▶ **What the task requires**:
Keep every line where the word "that" appears; drop the rest.
* start Material supplied *
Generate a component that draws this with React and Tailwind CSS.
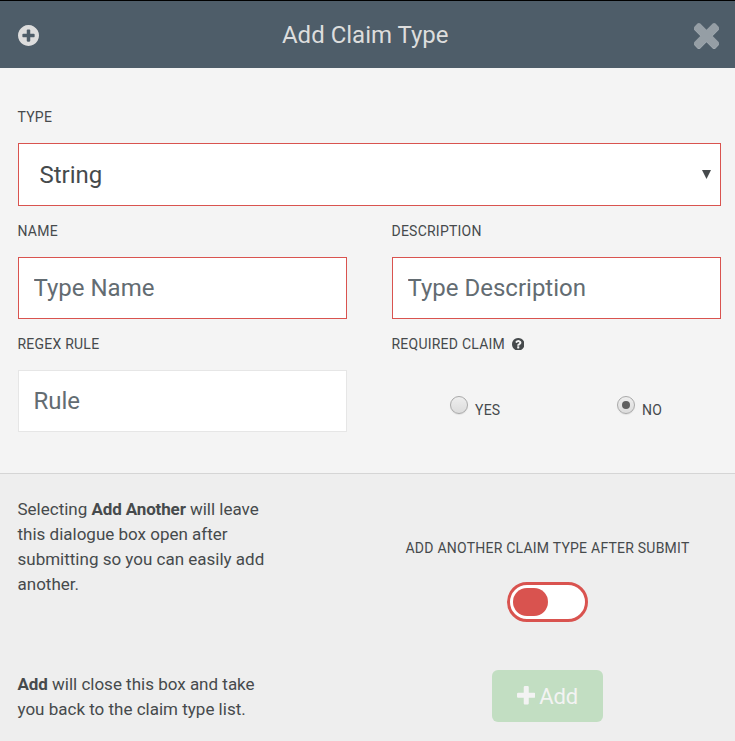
* end Material supplied *
* start Material supplied *
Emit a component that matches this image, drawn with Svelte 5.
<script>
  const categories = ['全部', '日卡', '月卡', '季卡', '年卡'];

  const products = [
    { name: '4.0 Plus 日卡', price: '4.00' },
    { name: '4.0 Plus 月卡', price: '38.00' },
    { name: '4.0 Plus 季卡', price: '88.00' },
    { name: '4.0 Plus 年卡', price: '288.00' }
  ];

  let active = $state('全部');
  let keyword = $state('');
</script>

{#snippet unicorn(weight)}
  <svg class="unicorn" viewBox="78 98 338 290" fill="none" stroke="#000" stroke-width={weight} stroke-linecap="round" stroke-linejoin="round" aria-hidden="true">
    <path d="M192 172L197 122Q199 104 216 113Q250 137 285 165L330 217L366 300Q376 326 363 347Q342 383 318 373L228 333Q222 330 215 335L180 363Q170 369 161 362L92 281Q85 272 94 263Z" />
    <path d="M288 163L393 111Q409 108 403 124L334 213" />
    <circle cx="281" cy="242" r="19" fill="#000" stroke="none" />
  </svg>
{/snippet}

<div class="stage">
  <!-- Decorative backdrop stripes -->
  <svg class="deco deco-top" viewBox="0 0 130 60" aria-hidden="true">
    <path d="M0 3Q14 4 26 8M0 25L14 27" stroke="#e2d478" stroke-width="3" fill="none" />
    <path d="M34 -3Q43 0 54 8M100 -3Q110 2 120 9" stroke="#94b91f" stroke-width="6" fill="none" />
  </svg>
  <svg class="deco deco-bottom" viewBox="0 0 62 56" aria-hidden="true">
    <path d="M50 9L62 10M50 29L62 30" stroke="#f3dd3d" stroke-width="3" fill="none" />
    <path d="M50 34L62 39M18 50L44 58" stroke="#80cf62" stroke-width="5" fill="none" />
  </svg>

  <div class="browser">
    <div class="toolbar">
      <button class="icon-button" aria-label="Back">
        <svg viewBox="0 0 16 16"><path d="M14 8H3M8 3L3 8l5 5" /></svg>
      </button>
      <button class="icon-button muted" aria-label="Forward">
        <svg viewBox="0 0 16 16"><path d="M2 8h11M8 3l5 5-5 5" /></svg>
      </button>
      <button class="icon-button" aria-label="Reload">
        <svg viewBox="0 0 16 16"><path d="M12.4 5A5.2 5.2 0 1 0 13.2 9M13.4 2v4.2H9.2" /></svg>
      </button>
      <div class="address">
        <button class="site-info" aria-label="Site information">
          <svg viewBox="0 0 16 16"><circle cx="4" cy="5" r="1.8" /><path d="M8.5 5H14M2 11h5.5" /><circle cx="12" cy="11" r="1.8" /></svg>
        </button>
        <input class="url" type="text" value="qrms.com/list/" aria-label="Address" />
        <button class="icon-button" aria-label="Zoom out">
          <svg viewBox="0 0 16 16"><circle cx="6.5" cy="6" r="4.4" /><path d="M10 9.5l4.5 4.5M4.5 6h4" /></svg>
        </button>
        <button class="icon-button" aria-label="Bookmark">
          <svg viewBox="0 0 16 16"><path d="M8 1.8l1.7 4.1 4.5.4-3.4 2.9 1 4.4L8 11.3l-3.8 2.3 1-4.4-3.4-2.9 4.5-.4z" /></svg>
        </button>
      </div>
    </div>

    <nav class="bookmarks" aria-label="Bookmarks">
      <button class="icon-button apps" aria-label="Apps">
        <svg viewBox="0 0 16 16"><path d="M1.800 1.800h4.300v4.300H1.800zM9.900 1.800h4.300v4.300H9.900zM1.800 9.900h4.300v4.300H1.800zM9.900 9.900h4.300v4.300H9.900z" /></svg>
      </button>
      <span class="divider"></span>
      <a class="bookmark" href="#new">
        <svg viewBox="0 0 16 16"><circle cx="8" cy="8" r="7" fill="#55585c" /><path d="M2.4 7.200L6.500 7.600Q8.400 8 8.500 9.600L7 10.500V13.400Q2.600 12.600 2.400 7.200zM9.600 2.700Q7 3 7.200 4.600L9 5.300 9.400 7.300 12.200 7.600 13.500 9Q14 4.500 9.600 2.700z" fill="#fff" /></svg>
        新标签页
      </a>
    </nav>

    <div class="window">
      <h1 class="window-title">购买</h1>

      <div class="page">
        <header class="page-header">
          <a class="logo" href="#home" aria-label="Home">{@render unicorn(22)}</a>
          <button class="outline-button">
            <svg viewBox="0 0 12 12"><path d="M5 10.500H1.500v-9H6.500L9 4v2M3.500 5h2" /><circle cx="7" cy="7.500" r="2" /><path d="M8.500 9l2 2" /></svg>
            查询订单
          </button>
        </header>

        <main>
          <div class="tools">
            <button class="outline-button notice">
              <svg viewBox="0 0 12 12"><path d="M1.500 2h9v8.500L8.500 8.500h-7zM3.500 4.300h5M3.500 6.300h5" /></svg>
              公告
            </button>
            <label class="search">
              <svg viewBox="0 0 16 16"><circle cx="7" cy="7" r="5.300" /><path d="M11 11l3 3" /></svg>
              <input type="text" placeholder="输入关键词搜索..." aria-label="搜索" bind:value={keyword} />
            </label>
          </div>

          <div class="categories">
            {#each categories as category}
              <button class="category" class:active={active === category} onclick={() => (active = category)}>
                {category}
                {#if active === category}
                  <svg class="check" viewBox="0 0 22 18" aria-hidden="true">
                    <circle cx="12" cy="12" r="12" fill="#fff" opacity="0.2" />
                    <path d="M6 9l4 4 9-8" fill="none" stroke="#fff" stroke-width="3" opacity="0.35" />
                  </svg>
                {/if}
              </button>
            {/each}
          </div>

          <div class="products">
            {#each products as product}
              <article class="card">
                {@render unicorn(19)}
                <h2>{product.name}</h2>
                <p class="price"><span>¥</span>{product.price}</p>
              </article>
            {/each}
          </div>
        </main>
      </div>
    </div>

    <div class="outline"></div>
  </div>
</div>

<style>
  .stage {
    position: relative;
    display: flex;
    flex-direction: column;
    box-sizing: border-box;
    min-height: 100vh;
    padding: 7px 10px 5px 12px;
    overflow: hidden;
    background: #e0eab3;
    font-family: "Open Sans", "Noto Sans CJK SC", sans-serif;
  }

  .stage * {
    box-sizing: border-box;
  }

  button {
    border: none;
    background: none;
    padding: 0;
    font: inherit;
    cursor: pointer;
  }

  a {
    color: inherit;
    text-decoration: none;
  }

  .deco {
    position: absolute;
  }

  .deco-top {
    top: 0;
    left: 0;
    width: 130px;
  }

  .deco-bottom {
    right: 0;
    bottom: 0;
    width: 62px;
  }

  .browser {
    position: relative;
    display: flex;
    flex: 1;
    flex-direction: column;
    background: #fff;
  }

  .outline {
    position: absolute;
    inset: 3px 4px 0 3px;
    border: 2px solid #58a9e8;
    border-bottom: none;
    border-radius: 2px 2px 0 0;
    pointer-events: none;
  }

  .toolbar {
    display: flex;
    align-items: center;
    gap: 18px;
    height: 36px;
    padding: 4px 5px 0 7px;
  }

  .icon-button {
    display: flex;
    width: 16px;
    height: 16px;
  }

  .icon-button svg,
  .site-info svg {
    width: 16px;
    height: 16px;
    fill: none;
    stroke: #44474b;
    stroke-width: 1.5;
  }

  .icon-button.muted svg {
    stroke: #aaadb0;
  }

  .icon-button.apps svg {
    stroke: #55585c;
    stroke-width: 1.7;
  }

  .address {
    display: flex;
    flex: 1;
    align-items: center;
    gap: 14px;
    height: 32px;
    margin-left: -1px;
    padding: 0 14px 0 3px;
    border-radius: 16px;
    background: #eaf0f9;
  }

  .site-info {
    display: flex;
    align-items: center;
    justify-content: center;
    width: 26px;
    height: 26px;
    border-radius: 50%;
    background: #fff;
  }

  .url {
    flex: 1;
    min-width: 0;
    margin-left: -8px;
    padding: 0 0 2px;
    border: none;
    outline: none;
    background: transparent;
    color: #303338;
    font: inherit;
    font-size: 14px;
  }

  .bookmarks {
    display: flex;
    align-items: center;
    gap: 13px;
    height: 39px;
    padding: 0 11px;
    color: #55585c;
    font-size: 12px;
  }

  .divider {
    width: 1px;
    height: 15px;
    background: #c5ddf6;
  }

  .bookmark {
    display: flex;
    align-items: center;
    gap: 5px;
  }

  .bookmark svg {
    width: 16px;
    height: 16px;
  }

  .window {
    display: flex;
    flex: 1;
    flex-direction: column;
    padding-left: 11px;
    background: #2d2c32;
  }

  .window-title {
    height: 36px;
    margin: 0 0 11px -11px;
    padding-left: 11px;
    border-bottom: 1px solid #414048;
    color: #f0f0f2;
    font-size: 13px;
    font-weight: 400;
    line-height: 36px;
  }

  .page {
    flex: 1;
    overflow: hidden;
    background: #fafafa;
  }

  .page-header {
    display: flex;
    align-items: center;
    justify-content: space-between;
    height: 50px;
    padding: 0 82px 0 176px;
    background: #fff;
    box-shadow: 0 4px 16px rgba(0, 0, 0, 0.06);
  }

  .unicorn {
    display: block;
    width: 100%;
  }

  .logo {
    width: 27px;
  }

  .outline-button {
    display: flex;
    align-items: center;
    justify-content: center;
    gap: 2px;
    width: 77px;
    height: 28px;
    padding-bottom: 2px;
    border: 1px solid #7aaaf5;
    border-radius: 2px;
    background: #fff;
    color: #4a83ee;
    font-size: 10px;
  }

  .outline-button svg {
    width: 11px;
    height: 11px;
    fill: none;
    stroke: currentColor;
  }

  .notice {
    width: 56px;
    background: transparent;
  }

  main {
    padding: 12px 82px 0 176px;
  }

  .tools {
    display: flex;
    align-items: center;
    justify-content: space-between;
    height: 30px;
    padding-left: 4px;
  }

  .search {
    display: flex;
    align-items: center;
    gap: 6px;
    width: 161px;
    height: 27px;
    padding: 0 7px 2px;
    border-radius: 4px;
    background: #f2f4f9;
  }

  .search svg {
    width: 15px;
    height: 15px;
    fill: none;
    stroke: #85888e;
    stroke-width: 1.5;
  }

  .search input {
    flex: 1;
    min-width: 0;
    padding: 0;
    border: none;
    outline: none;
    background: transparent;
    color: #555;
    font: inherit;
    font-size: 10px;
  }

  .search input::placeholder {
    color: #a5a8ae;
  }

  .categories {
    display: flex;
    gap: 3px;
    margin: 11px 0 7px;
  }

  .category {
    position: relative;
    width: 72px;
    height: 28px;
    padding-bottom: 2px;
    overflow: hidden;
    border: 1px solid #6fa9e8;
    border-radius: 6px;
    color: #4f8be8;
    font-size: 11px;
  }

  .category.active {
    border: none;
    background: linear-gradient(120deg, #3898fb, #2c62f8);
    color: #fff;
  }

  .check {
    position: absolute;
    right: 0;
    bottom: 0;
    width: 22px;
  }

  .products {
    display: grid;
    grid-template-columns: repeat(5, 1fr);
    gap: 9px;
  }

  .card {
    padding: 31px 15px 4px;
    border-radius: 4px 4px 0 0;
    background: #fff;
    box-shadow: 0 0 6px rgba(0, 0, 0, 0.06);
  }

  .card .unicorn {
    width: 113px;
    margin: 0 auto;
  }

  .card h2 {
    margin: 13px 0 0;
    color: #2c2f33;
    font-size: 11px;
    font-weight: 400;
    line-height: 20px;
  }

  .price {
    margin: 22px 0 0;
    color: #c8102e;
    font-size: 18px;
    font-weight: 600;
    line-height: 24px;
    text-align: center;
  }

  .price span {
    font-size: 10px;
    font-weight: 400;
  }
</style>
* end Material supplied *
▶ **Written solution**:
Generate a component that draws this with React and Tailwind CSS.
Emit a component that matches this image, drawn with Svelte 5.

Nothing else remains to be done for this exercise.